If we jump to and analyze the body of function $add on line will be very easy to understand how WebAssembly works. On this line, 04, we see that we define a function (func), named $add, it is of type 0 (defined on line 1), that receives two parameters of type i32 and return another i32.
Its first instruction (line 05) we push onto the global stack the value 1 and we call the function $consoleLog (line 06). That is how you call functions on WASM. You put their parameters on the stack and pop their results. In this case, no result is returned.
After this we read our parameters (line 07, 08) and call the instruction i32.add (line 09), that will sum the first two values of the global stack and put the result back on the stack. Given that our return value is the sum we do not need to do anything to return it.
Our last step is to export the $add function, to allow it to be called. We do this on line 14.
Now we are ready to answer why we need that "asm(...)" thing on our C++ code. The answer is very simple and it exists for historic reasons. If we remove them, we will have the following WASM code:
00 (module
01 (type (;0;) (func (param i32 i32) (result i32)))
02 (type (;1;) (func (param i32)))
03 (import "env" "_ZN7browser7console3logEi" (func $_ZN7browser7console3logEi (type 1)))
04 (func $_Z3addii (type 0) (param i32 i32) (result i32)
05 i32.const 1
06 call $_ZN7browser7console3logEi
07 get_local 1
08 get_local 0
09 i32.add)
10 (table (;0;) 1 1 anyfunc)
11 (memory (;0;) 2)
12 (global (;0;) (mut i32) (i32.const 66560))

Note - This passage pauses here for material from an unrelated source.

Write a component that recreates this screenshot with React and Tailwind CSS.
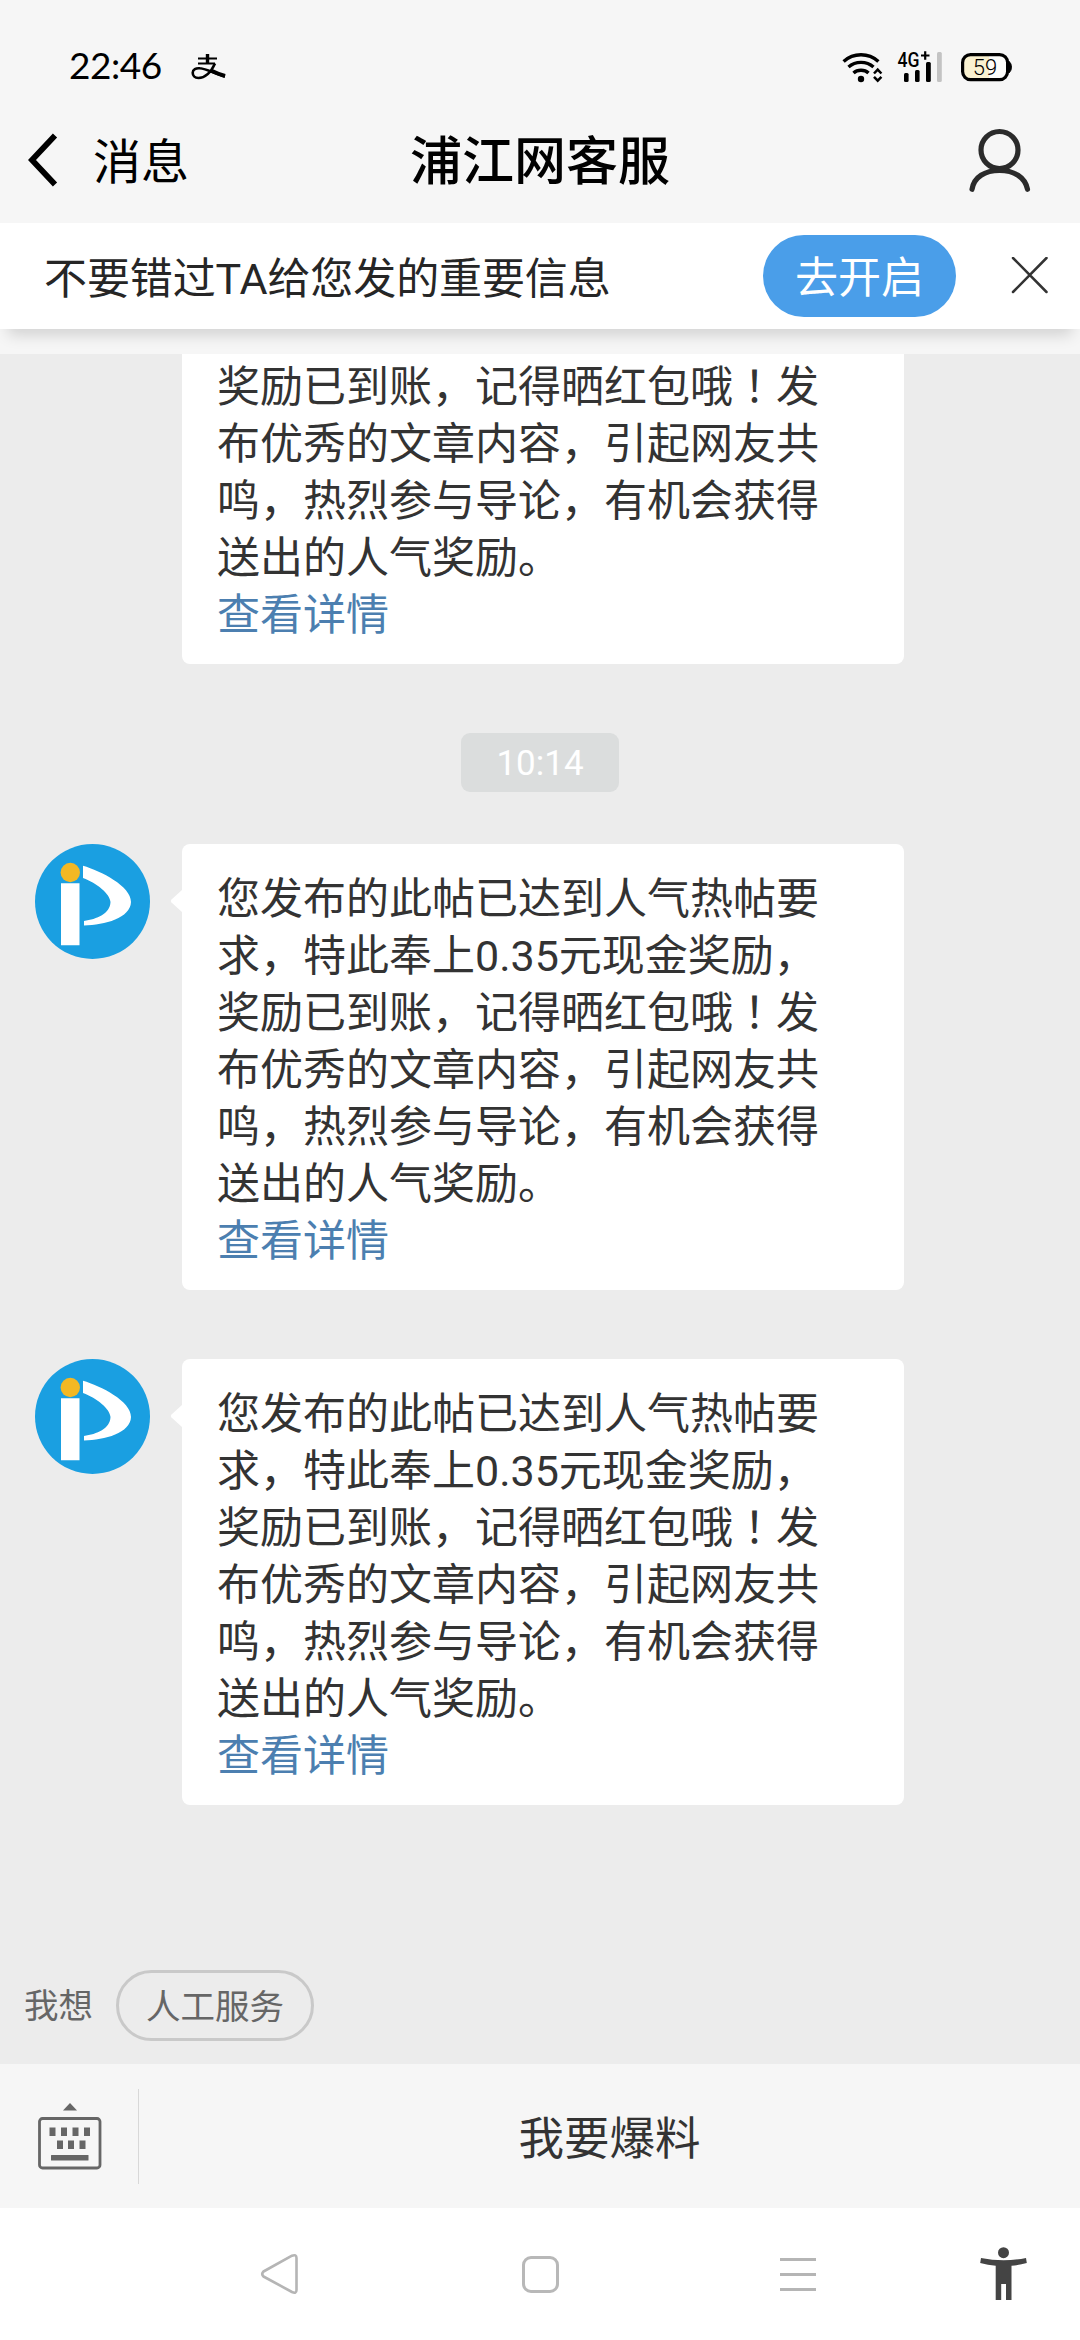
import React from 'react';

const MESSAGE_START = '您发布的此帖已达到人气热帖要求，特此奉上0.35元现金奖励，';
const MESSAGE_MID = '奖励已到账，记得晒红包哦';
const MESSAGE_END = '发布优秀的文章内容，引起网友共鸣，热烈参与导论，有机会获得送出的人气奖励。';

function StatusBar() {
  return (
    <div className="flex h-[102px] items-end justify-between pl-[69px] pr-[68px]">
      <div className="flex h-[70px] items-center">
        <span className="w-[96px] pb-[6px] font-['Lato',sans-serif] text-[37px] leading-none tracking-[-0.5px] text-black">
          22:46
        </span>
        <svg className="ml-[26px] h-[28px] w-[36px]" viewBox="0 0 36 28" fill="none" stroke="#000">
          <path d="M7 5.5h19M7 10.5h17" strokeWidth="2.2" />
          <path d="M16.5 1v9.5" strokeWidth="3.4" />
          <path d="M24 10.5C20 19 15 25 7.5 25 3.5 25 1.7 22.5 1.7 19.8 1.7 16.5 5 14.8 9 15.3 16 16 24 21 34 23.5" strokeWidth="2.6" />
          <path d="M20 17.5c5 2.5 9 4 14 5.5" strokeWidth="4" />
        </svg>
      </div>

      <div className="flex h-[70px] items-center">
        <svg className="h-[32px] w-[42px]" viewBox="842 50 42 32" fill="none" stroke="#000">
          <path d="M843.6 60.5C853.5 51.5 868.5 51.5 878.4 60.5" strokeWidth="3.4" />
          <path d="M848.5 66C855.5 59.8 866.5 59.8 873.5 66" strokeWidth="3.4" />
          <path d="M853.5 72C857.5 68.3 864.5 68.3 868.5 72" strokeWidth="3.4" />
          <circle cx="861" cy="78" r="3.2" fill="#000" stroke="none" />
          <path d="M874 72.5l3.7-3.9 3.7 3.9M874 75.8l3.7 3.9 3.7-3.9" strokeWidth="2.5" />
        </svg>
        <svg className="ml-[13px] h-[32px] w-[46px] overflow-visible" viewBox="897 50 46 32">
          <text x="897.5" y="66" fontFamily="Roboto" fontSize="20" fontWeight="500" textLength="22" lengthAdjust="spacingAndGlyphs">4G</text>
          <path d="M921 54.5h8.5M925.2 50.3v8.5" stroke="#000" strokeWidth="2.2" />
          <rect x="904" y="72" width="4.6" height="9" rx="1.5" />
          <rect x="915" y="69" width="4.6" height="12" rx="1.5" />
          <rect x="926" y="61" width="4.8" height="20" rx="1.5" />
          <rect x="937" y="51" width="4.8" height="30" rx="1.5" fill="#c3c3c3" />
        </svg>
        <svg className="ml-[17px] h-[32px] w-[52px]" viewBox="960 50 52 32">
          <rect x="962.6" y="53.6" width="45" height="25" rx="8" fill="#fdfdfb" />
          <path d="M989 53.6H970.6a8 8 0 0 0-8 8v9a8 8 0 0 0 8 8H989z" fill="#f9f1d0" />
          <rect x="962.6" y="53.6" width="45" height="25" rx="8" fill="none" stroke="#000" strokeWidth="3.2" />
          <path d="M1009 60.5c3.2 2 3.2 9.2 0 11.2z" stroke="#000" />
          <text x="985" y="73.5" fontFamily="Roboto" fontSize="22" fontWeight="300" textAnchor="middle">59</text>
        </svg>
      </div>
    </div>
  );
}

function Header() {
  return (
    <div className="grid h-[121px] grid-cols-3 items-center px-[28px] pb-[6px]">
      <div className="flex items-center gap-[35px]">
        <svg className="h-[54px] w-[30px]" viewBox="0 0 30 54" fill="none" stroke="#000" strokeWidth="5.8">
          <path d="M27 2.5L4 27 27 51.5" />
        </svg>
        <span className="pt-[6px] text-[48px] leading-[60px] text-black">消息</span>
      </div>
      <h1 className="whitespace-nowrap pt-[6px] text-center text-[52px] font-medium leading-[60px] text-black">浦江网客服</h1>
      <svg className="mr-[20px] h-[66px] w-[64px] justify-self-end" viewBox="968 127 64 66" fill="none" stroke="#2b2b2b" strokeWidth="5.2" strokeLinecap="round">
        <circle cx="999.5" cy="150" r="18.5" />
        <path d="M972 189.3C974 177 985 170.5 999.5 170.5S1025 177 1027.5 189.3" />
      </svg>
    </div>
  );
}

function NoticeBar() {
  return (
    <div className="relative z-10 flex h-[106px] items-center bg-white pl-[44px] pr-[31px] shadow-[0_14px_14px_-8px_rgba(0,0,0,0.15)]">
      <span className="flex-1 whitespace-nowrap pt-[6px] text-[43px] leading-[60px] tracking-[-0.1px] text-[#262626]">不要错过TA给您发的重要信息</span>
      <button className="h-[82px] w-[193px] rounded-full bg-[#4a9ee9] pt-[5px] text-[43px] leading-[77px] text-white">去开启</button>
      <svg className="ml-[55px] h-[38px] w-[38px]" viewBox="0 0 38 38" fill="none" stroke="#333" strokeWidth="2.5" strokeLinecap="round">
        <path d="M2 1l33.5 34M35.5 1L2 35" />
      </svg>
    </div>
  );
}

function Avatar() {
  return (
    <svg className="h-[115px] w-[115px] shrink-0" viewBox="0 0 115 115">
      <circle cx="57.5" cy="57.5" r="57.5" fill="#1a9fe1" />
      <circle cx="35.3" cy="28.5" r="9.7" fill="#f3b824" />
      <path d="M26 39.2h18.5v62H26z" fill="#fff" />
      <path d="M48 21.7C66 27 96 42 96 58 95.5 74 70 81 49 81.5v-4.5C62 75 75 70 75.5 58 75 50 62 39 48 34z" fill="#fff" />
    </svg>
  );
}

function MessageBody({ partial }) {
  return (
    <div className="w-[722px] rounded-[8px] bg-white pb-[20px] pl-[35px] pt-[27px] text-[43px] leading-[57px] text-[#333]">
      <p className="w-[606px]">
        {!partial && MESSAGE_START}
        {MESSAGE_MID}
        <span className="font-['Noto_Sans_CJK_JP',sans-serif] leading-none">！</span>
        {MESSAGE_END}
      </p>
      <a className="block text-[#4c7fb0]">查看详情</a>
    </div>
  );
}

function Message() {
  return (
    <div className="flex items-start pl-[35px]">
      <Avatar />
      <svg className="ml-[20px] mt-[46px] h-[22px] w-[12px] shrink-0" viewBox="0 0 12 22">
        <path d="M12 0v22L1.5 12.5q-1.5-1.5 0-3z" fill="#fff" />
      </svg>
      <MessageBody />
    </div>
  );
}

function KeyboardIcon() {
  return (
    <svg className="h-[68px] w-[64px]" viewBox="0 0 64 68" fill="#666">
      <path d="M32 1l7 7.5H25z" />
      <rect x="1.5" y="16.5" width="60.5" height="49.5" rx="3" fill="none" stroke="#666" strokeWidth="2.8" />
      <path d="M11.5 25.5h6v8.5h-6zM23 25.5h6v8.5h-6zM34.5 25.5h6v8.5h-6zM46 25.5h6v8.5h-6z" />
      <path d="M19 38.5h6v8.5h-6zM30 38.5h6v8.5h-6zM41.5 38.5h6v8.5h-6z" />
      <rect x="13" y="53" width="37.5" height="5.5" rx="0.5" />
    </svg>
  );
}

function NavigationBar() {
  return (
    <div className="flex h-[132px] items-center bg-white pl-[260px]">
      <svg className="h-[42px] w-[40px]" viewBox="0 0 40 42" fill="none" stroke="#b5b5b5" strokeWidth="2.6" strokeLinejoin="round">
        <path d="M3.5 18.5L32 2.7Q36.5 1 36.5 5V37Q36.5 41 32 39L3.5 23.5Q1 21 3.5 18.5z" />
      </svg>
      <div className="ml-[222px] h-[37px] w-[37px] rounded-[9px] border-[3px] border-[#b8b8b8]" />
      <div className="ml-[221px] flex w-[36px] flex-col gap-[12px]">
        <div className="h-[3px] bg-[#b5b5b5]" />
        <div className="h-[3px] bg-[#b5b5b5]" />
        <div className="h-[3px] bg-[#b5b5b5]" />
      </div>
      <svg className="ml-[164px] h-[54px] w-[48px]" viewBox="0 0 48 54" fill="#444">
        <circle cx="23.5" cy="5.7" r="5.5" />
        <path d="M1 11q22.5 4.5 45 0l.8 5q-7.5 2-15.3 2.7V53H26V37h-4.8v16h-5.5V18.7Q8 18 .2 16z" />
      </svg>
    </div>
  );
}

export default function App() {
  return (
    <div className="flex h-[2340px] w-[1080px] flex-col overflow-hidden bg-[#f6f6f6] font-['Roboto','Noto_Sans_CJK_SC',sans-serif]">
      <StatusBar />
      <Header />
      <NoticeBar />

      <main className="mt-[25px] flex flex-1 flex-col bg-[#ececec]">
        {/* older message, scrolled under the notice bar */}
        <div className="flex h-[310px] items-end overflow-hidden pl-[182px]">
          <MessageBody partial />
        </div>
        <div className="mt-[69px] h-[59px] w-[158px] self-center rounded-[9px] bg-[#dbdddd] text-center text-[35px] leading-[62px] text-white">
          10:14
        </div>
        <div className="mt-[52px] flex flex-col gap-[69px]">
          <Message />
          <Message />
        </div>
        <div className="mb-[23px] mt-auto flex items-center pl-[24px] text-[34.5px] text-[#666]">
          <span className="pt-[3px]">我想</span>
          <button className="ml-[23px] h-[71px] w-[198px] rounded-full border-[3px] border-[#c9c9c9] pt-[3px] leading-[62px]">人工服务</button>
        </div>
      </main>

      <div className="flex h-[144px] items-center pl-[38px]">
        <KeyboardIcon />
        <div className="ml-[36px] h-[95px] w-px bg-[#d8d8d8]" />
        <div className="flex-1 pt-[8px] text-center text-[45.5px] leading-[60px] text-[#333]">我要爆料</div>
      </div>
      <NavigationBar />
    </div>
  );
}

13 (export "memory" (memory 0))
14 (export "_Z3addii" (func $_Z3addii)))
"_ZN7browser7console3logEi" and "_Z3addii" are how the C++ compiler generates the name of our functions. This is called name mangling and exists since the old-asm days. It is a fine thing to know since those days are coming back! Without the "asm(..)) you will need to correctly use these strange names when wiring the imports/exports.